When you have a list of resources (count or for_each), [*] extracts a single attribute from each:

resource "aws_instance" "web" {
  count = 3
}

output "ips" {
  value = aws_instance.web[*].public_ip          # list of 3 IPs
}

The full splat is [*].attr. There's also a "full splat" form for nested attributes that the short form can't express.

for-expressions

A for-expression transforms a collection. Wrap in [ ] to produce a list, in { } to produce a map:

locals {
  user_logins  = ["alice", "bob", "carol"]
  user_ids     = [for u in local.user_logins : "user-${u}"]
  # ["user-alice", "user-bob", "user-carol"]

  user_lookup  = { for u in local.user_logins : u => "user-${u}" }
  # { alice = "user-alice", bob = "user-bob", carol = "user-carol" }
}

Add if to filter:

locals {
  long_logins = [for u in local.user_logins : u if length(u) > 4]
  # ["alice", "carol"]
}

Built-in functions

Terraform ships a generous stdlib. The everyday ones:

Function Use
length(x) length of a list / map / string
keys(m) / values(m) extract keys / values from a map
lookup(m, k, default) safe map lookup with a fallback
merge(a, b, c) merge maps; later keys win
concat(a, b) concat lists
flatten(xs) flatten one level of nesting
toset(xs) / tolist(xs) type conversion
format(fmt, args...) C-style sprintf
join(sep, xs) / split(sep, s) string ↔ list
lower / upper / title string casing
cidrsubnet(prefix, newbits, idx) carve a subnet out of a CIDR
file(path) / templatefile(path, vars) read a file (optionally rendered)
jsonencode / jsondecode encode/decode JSON values
yamlencode / yamldecode YAML equivalent
base64encode / base64decode binary encoding

templatefile is especially common for cloud-init / userdata / IAM policy JSON. You write the template once and pass the variables in.

Heredoc strings

For multi-line content, use a heredoc:

resource "aws_iam_policy" "logs" {
  policy = <<-EOT
    {
      "Version": "2012-10-17",
      "Statement": [
        {
          "Effect": "Allow",
          "Action": "s3:PutObject",
          "Resource": "${aws_s3_bucket.logs.arn}/*"
        }
      ]
    }
  EOT
}

The <<- form strips leading indentation. ${...} interpolation works inside the heredoc.

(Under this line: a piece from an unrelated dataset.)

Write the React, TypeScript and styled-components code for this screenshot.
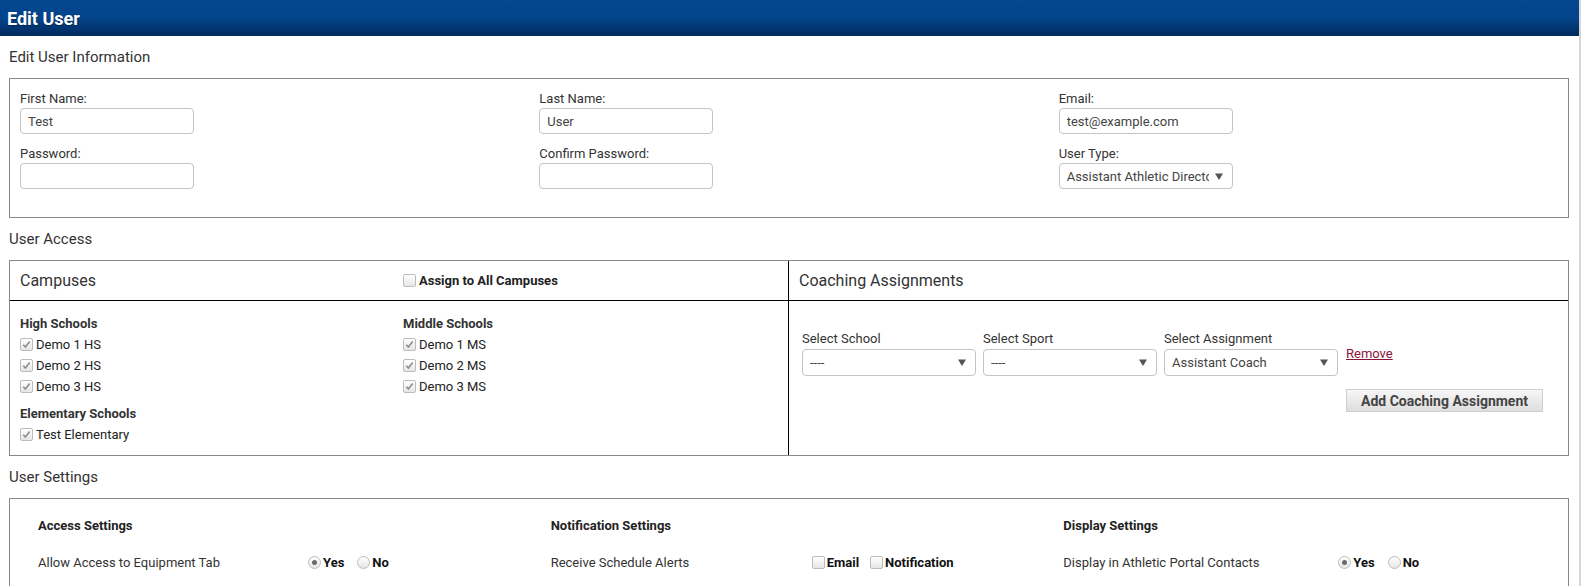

For policy JSON specifically, prefer jsonencode(...) over a heredoc — you get type checking + automatic escaping:

policy = jsonencode({
  Version = "2012-10-17"
  Statement = [{
    Effect   = "Allow"
    Action   = "s3:PutObject"
    Resource = "${aws_s3_bucket.logs.arn}/*"
  }]
})

Tip

If you're computing something complex inline and using it in three places, hoist it into a locals block. The expression itself doesn't get faster, but plans and diffs stay readable.